The task ::
For the data below, report only the number of lines containing the string "this".
..........
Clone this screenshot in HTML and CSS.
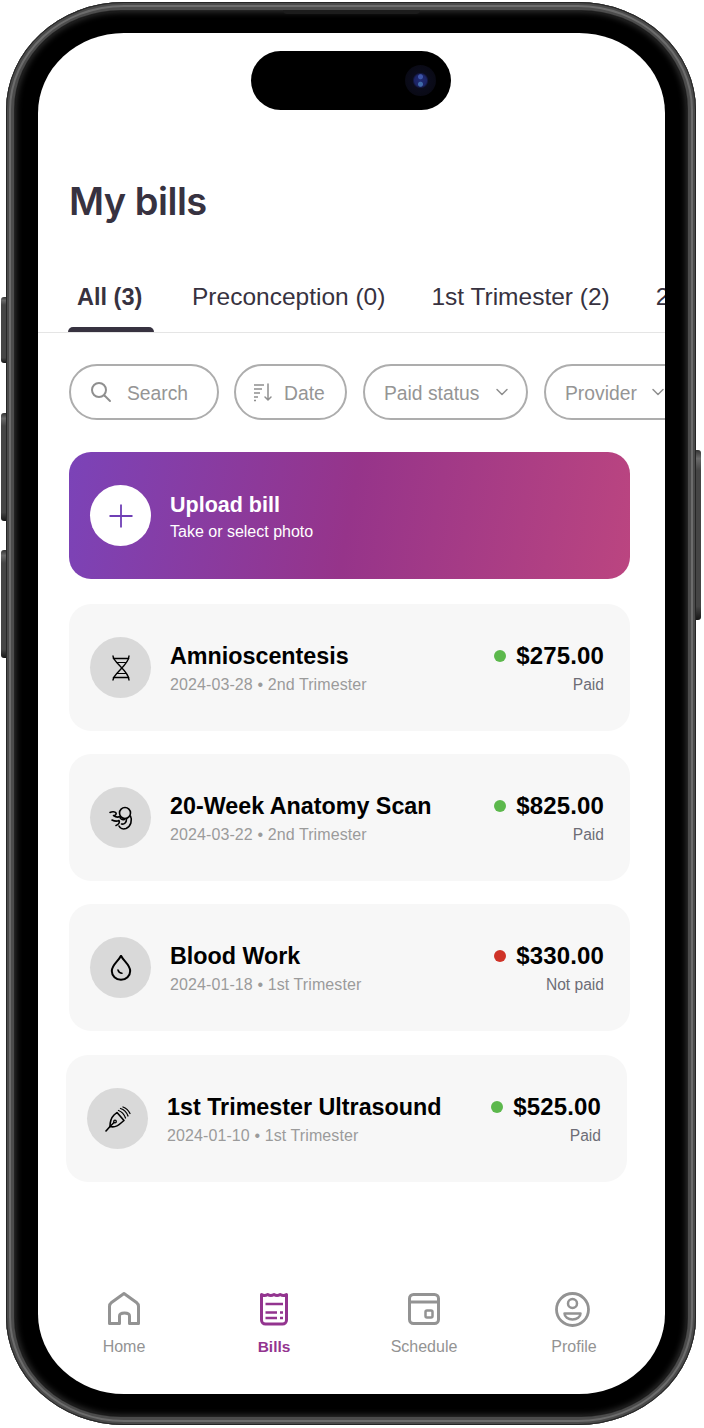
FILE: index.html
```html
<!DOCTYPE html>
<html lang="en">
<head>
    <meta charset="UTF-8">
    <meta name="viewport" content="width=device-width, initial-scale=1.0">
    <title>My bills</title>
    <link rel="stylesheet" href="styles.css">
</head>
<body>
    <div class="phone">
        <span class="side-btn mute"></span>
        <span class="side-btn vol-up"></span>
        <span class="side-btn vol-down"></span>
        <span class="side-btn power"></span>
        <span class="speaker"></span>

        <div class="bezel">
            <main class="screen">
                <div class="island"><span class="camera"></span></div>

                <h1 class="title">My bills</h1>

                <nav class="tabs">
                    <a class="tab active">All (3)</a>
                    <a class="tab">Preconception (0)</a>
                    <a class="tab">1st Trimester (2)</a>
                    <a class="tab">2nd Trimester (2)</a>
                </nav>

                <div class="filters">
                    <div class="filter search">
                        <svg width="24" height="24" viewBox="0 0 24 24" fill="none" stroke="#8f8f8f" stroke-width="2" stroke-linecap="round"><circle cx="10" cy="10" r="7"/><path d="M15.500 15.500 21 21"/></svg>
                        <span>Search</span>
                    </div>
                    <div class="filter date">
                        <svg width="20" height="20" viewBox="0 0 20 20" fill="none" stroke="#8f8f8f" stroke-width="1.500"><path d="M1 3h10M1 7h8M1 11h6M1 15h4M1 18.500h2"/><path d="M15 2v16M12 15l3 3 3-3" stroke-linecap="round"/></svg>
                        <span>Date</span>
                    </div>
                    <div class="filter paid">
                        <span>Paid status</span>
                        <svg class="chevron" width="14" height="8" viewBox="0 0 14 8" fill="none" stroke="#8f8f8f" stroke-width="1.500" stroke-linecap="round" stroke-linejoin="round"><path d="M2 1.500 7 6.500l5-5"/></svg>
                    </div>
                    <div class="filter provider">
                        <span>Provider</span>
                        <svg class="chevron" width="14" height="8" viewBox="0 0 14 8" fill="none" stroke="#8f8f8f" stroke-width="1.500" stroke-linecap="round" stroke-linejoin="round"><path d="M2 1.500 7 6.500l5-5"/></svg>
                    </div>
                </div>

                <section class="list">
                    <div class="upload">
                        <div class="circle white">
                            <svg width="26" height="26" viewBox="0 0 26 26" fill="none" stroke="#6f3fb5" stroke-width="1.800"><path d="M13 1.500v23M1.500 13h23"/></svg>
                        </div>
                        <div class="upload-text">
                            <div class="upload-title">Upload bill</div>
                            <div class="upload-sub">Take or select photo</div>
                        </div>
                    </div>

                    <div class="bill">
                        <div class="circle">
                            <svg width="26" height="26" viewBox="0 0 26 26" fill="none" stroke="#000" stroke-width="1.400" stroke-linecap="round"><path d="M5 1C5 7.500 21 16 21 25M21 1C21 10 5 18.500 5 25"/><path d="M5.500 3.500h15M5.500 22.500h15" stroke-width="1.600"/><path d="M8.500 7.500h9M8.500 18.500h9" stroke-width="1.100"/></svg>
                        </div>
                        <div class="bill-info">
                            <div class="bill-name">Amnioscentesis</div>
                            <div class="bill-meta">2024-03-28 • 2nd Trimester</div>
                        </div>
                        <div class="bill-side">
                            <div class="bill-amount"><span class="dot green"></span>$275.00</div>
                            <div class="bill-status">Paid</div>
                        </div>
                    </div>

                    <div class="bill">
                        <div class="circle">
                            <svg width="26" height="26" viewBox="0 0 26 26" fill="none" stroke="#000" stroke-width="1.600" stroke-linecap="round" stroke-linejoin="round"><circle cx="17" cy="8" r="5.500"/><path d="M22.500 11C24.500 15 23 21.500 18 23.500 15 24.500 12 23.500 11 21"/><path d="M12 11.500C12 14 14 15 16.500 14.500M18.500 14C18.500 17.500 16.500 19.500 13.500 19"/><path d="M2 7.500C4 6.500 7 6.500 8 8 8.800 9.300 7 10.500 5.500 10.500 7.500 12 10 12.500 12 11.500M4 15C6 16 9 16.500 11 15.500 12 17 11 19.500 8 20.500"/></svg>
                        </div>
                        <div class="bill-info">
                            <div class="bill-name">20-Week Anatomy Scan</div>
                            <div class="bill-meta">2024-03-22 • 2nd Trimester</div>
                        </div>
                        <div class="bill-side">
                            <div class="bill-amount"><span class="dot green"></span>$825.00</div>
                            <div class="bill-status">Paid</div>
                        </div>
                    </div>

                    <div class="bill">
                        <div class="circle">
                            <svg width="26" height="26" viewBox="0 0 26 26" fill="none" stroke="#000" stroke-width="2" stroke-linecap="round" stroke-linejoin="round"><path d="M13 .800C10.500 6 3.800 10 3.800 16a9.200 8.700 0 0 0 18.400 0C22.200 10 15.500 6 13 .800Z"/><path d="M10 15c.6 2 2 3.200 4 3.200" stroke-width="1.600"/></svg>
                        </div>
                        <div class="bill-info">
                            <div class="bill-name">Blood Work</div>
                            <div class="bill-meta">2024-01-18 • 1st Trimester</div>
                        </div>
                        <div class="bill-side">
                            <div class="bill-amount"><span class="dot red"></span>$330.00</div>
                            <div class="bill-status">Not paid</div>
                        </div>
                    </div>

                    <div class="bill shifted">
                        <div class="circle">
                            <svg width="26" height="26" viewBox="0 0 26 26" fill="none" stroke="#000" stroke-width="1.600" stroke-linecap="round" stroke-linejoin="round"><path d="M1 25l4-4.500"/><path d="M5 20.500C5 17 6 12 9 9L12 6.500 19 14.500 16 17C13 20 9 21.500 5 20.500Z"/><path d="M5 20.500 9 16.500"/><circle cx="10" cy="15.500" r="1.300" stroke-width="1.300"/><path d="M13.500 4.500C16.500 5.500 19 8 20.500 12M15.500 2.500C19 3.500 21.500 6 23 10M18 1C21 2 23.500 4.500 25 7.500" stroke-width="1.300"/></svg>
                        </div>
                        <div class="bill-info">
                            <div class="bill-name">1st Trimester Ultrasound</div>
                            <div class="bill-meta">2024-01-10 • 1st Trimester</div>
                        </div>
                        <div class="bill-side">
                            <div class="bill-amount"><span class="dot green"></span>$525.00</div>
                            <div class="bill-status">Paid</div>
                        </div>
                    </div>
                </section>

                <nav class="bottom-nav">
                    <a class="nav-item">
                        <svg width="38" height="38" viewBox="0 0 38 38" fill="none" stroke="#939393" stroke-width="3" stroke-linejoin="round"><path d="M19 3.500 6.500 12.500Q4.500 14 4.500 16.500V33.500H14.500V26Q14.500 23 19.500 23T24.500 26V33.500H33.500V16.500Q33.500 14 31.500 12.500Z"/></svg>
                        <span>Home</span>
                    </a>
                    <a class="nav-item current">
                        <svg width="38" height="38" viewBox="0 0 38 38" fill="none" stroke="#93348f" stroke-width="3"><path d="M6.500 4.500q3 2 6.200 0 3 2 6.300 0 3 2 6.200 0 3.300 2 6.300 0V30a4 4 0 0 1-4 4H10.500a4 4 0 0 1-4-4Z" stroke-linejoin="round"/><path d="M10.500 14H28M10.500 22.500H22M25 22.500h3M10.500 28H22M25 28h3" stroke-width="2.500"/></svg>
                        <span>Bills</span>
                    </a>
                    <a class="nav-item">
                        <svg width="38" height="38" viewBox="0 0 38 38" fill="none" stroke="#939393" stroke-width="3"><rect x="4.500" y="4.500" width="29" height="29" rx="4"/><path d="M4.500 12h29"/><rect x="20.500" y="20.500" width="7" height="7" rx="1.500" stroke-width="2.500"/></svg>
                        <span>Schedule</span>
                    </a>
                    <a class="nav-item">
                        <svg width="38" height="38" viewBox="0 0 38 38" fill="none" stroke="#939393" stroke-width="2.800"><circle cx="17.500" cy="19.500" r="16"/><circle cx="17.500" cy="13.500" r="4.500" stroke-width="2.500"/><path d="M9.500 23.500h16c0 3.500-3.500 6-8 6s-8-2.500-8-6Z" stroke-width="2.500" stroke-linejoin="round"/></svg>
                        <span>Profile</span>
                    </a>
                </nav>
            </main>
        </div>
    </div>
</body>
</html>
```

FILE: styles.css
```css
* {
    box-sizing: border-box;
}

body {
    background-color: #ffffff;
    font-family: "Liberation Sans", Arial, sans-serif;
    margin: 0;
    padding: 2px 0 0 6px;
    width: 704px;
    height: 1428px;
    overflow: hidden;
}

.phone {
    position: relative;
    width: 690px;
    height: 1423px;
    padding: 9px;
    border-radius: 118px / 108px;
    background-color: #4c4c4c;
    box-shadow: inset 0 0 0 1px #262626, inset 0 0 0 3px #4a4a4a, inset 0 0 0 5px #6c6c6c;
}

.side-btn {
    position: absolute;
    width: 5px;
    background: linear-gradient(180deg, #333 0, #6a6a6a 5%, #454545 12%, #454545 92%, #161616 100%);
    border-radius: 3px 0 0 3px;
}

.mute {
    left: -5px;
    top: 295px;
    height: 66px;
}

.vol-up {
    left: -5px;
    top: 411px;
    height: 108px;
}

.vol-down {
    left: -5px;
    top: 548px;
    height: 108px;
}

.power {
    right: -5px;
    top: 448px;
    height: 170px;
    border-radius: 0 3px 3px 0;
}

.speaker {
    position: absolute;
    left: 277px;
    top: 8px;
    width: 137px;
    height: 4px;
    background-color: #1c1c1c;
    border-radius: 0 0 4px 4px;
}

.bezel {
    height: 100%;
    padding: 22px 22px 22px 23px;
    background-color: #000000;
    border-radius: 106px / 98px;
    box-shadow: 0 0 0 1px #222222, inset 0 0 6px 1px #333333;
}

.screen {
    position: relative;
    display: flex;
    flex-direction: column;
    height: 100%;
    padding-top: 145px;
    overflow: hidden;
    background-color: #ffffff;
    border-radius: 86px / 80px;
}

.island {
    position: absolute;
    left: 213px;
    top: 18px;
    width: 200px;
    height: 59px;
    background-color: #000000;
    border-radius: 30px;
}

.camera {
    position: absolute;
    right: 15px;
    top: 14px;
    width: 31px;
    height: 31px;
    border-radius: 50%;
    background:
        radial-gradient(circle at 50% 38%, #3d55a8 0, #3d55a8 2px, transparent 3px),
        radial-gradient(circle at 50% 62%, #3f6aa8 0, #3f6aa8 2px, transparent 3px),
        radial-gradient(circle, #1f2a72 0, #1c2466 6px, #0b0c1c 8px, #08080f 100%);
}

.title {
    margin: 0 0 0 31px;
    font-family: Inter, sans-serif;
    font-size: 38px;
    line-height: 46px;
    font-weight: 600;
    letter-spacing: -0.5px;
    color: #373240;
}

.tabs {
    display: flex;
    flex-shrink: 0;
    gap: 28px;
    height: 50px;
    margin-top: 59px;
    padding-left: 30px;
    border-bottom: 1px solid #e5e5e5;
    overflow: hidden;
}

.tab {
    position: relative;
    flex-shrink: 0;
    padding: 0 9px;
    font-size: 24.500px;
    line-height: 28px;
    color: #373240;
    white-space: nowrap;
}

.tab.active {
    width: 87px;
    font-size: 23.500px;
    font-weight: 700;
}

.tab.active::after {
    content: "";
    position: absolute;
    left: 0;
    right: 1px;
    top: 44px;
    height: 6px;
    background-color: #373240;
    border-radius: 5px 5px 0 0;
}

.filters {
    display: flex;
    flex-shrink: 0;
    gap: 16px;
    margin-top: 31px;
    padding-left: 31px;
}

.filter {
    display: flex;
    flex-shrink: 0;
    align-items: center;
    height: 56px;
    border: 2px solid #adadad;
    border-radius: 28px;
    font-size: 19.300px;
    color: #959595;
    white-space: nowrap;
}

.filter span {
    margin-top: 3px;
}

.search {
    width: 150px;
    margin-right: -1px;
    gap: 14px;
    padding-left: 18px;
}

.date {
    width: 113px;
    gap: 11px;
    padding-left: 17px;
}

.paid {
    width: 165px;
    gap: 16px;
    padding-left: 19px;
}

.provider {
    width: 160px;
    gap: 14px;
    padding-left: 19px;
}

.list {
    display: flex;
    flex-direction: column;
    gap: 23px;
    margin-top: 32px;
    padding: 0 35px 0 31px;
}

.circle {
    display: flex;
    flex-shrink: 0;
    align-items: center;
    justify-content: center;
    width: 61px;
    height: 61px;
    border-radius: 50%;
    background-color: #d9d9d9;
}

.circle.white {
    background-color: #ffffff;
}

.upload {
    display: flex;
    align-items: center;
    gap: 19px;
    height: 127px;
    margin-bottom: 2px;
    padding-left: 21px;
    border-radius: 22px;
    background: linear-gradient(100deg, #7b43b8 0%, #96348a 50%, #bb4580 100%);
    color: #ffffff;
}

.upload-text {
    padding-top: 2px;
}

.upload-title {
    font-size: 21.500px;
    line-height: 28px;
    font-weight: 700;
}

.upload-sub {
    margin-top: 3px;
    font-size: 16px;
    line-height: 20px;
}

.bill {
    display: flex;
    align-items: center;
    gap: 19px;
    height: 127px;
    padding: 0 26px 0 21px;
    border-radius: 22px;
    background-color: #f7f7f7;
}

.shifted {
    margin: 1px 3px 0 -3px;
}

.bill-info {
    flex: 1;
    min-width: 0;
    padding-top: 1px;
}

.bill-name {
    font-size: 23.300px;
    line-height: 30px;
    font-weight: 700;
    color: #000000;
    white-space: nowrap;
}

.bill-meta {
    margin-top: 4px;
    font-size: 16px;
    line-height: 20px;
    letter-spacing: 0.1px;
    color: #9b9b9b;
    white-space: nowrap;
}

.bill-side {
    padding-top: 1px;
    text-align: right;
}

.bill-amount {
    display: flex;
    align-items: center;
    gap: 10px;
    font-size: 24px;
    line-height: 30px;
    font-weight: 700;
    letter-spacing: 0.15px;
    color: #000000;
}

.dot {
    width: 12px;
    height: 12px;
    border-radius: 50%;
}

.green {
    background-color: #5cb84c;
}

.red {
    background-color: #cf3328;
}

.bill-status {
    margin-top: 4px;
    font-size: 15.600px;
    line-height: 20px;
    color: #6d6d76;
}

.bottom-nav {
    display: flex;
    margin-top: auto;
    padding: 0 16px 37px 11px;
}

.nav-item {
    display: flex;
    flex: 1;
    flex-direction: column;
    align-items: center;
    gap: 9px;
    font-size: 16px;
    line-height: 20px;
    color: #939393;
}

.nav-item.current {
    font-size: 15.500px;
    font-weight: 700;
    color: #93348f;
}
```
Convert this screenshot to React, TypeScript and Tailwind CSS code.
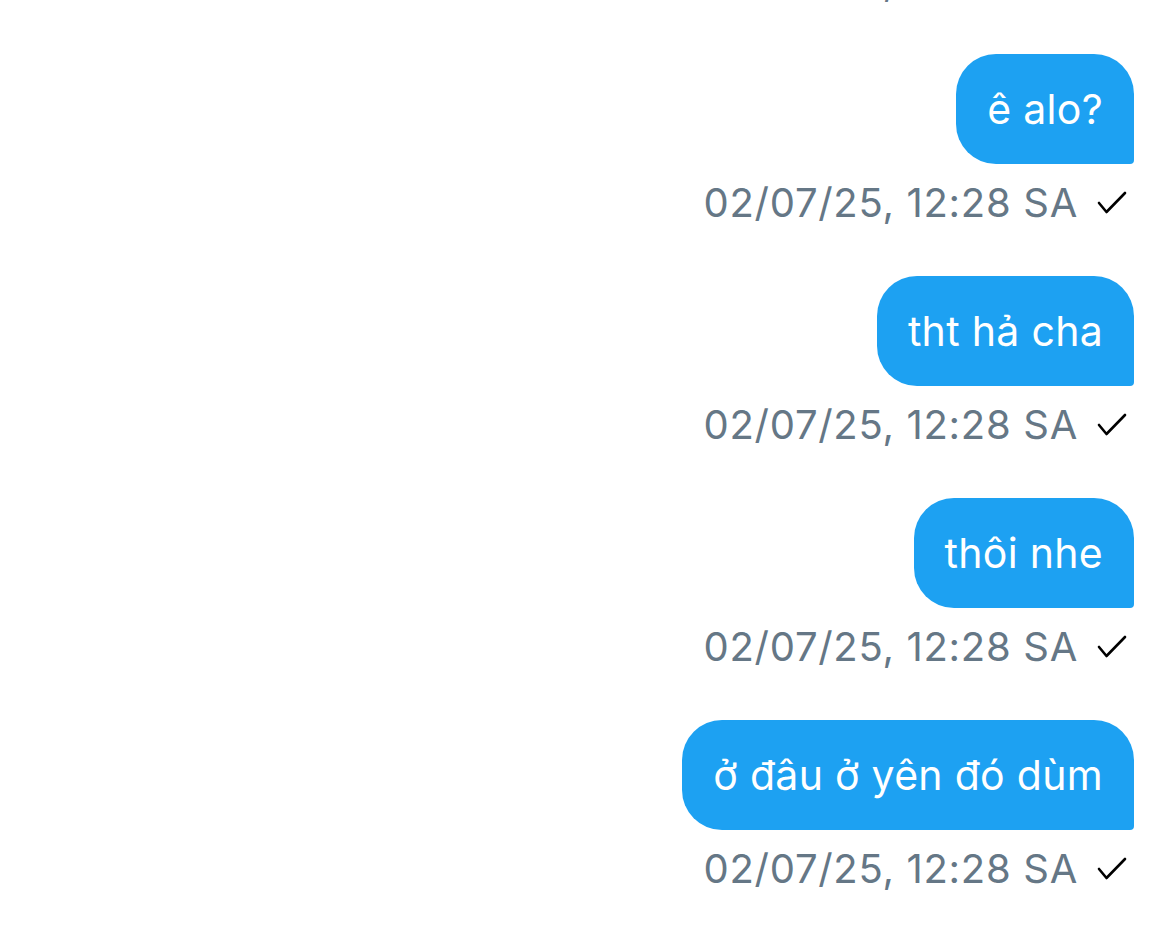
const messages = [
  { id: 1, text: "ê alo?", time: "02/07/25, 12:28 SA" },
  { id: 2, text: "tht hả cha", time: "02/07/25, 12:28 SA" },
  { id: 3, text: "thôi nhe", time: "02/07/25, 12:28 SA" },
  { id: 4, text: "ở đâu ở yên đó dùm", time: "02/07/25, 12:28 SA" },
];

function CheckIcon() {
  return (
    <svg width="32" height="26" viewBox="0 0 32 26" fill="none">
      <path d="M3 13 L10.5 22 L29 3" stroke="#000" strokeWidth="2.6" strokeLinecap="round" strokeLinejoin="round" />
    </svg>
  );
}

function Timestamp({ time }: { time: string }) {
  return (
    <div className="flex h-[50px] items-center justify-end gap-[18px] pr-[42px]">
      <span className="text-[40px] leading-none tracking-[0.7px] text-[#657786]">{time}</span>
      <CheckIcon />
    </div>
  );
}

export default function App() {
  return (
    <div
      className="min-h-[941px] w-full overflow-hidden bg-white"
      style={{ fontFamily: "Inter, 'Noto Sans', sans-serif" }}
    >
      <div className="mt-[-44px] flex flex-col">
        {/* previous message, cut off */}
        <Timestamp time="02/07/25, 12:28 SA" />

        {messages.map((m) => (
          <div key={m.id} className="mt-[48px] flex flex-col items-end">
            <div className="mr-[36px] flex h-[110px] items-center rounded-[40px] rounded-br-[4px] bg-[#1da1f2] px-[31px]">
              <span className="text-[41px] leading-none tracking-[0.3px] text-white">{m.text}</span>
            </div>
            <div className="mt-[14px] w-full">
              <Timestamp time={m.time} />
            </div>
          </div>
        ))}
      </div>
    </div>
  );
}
..........
Output of the task ::
2